**Short problem**:
Print exactly the lines from the first one down to the line containing "import React from 'react';", both ends included, with no pictures and nothing else.
-------- Information supplied
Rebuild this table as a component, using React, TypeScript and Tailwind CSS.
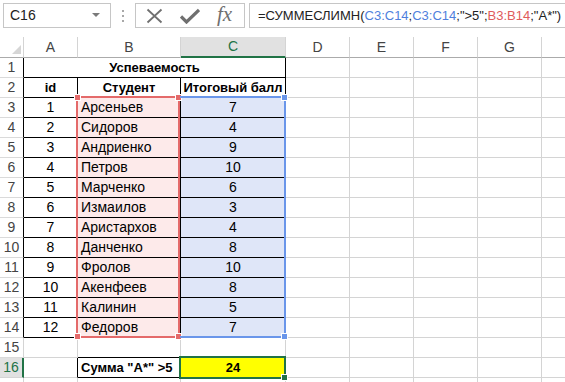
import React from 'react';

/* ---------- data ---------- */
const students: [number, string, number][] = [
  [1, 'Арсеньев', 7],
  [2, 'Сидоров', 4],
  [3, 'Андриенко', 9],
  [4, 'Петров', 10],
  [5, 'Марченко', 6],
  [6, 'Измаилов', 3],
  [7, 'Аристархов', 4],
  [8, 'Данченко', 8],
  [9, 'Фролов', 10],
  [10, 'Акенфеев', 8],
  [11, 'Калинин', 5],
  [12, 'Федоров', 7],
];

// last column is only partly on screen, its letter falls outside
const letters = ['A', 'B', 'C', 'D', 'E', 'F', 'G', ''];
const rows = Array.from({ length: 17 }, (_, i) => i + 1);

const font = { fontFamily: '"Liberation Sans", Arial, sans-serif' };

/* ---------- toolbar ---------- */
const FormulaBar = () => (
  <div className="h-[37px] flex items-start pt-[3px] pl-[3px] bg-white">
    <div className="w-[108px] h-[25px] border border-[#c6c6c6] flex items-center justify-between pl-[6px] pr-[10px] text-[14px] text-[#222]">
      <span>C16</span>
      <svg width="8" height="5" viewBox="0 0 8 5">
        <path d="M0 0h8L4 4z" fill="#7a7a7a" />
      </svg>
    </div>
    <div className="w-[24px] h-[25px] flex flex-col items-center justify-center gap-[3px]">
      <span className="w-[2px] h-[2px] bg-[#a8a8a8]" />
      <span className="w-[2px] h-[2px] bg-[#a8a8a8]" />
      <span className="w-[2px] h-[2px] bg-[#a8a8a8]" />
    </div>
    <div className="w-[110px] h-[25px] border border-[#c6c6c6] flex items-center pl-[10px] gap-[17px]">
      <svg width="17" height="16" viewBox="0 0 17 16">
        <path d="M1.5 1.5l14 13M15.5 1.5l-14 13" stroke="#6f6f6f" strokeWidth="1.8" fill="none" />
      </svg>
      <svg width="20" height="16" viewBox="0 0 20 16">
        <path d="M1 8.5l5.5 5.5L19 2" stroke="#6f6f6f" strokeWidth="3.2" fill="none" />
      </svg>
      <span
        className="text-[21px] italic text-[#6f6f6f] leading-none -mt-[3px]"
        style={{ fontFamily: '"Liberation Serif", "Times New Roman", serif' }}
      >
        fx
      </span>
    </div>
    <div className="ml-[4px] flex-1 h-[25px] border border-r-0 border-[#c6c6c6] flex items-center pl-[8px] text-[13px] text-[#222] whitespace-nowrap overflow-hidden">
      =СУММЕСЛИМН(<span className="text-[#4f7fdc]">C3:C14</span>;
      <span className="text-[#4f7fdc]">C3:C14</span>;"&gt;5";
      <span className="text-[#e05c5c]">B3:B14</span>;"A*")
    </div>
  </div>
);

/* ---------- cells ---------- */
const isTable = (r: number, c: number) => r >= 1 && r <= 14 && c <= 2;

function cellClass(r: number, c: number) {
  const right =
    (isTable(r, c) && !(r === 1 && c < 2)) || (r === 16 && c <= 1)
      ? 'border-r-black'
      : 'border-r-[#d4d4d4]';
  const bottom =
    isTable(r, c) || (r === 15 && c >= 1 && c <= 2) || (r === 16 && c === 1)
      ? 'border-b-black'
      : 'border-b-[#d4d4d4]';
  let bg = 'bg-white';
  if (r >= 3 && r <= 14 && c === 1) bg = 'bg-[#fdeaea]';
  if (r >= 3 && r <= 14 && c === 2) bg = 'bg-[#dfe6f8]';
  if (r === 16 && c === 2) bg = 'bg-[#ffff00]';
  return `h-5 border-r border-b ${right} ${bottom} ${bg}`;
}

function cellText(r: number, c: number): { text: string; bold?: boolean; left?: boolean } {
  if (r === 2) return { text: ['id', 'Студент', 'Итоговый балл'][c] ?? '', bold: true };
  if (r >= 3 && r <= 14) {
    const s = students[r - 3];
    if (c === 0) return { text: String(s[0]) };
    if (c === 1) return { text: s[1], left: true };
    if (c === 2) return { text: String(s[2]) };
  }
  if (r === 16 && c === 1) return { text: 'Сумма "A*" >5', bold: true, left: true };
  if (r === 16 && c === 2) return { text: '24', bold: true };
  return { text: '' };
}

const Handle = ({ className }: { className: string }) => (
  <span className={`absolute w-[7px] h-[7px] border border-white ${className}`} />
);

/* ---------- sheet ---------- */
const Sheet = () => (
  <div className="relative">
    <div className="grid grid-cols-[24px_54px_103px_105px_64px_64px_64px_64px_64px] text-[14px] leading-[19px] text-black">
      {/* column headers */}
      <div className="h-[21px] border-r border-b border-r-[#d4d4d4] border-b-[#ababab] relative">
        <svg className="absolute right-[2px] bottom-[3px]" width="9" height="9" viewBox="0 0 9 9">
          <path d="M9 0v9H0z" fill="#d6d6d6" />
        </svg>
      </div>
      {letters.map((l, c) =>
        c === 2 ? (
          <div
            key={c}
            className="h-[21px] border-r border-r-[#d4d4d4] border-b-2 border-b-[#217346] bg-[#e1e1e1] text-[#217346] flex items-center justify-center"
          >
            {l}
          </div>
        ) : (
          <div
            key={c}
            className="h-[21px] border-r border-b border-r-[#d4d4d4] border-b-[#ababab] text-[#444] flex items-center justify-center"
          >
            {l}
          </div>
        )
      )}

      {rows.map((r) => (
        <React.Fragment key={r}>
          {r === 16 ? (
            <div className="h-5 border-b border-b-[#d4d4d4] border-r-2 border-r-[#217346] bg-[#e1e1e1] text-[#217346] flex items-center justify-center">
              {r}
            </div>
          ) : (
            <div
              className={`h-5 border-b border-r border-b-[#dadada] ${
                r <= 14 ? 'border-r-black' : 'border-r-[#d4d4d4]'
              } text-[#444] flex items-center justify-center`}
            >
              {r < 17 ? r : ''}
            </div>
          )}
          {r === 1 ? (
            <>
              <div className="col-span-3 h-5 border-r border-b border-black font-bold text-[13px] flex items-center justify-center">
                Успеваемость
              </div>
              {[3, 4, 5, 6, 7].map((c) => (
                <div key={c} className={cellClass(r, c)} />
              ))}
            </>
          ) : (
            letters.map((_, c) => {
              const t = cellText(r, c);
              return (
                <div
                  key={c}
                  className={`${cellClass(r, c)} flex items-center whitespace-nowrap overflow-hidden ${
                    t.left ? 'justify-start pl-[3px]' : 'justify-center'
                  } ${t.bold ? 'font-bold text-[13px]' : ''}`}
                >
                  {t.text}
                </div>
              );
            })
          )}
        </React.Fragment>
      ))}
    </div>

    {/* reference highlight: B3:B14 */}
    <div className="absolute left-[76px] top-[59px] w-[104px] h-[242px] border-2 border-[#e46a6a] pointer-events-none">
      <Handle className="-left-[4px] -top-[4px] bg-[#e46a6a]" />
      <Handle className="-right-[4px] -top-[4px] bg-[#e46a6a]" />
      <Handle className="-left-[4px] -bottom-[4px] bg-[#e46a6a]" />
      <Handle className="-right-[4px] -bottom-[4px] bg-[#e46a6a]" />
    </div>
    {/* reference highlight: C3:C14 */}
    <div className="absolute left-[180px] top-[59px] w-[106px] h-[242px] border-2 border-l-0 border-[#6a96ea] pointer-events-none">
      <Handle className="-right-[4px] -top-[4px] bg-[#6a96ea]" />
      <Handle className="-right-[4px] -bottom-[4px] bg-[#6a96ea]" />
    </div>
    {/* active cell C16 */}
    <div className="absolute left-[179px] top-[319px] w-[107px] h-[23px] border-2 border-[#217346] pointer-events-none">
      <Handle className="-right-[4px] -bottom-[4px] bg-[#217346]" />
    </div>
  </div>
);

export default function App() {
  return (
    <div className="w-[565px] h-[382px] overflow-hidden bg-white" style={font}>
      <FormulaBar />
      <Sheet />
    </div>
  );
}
----------------
**Exercise answer**:
Rebuild this table as a component, using React, TypeScript and Tailwind CSS.
import React from 'react';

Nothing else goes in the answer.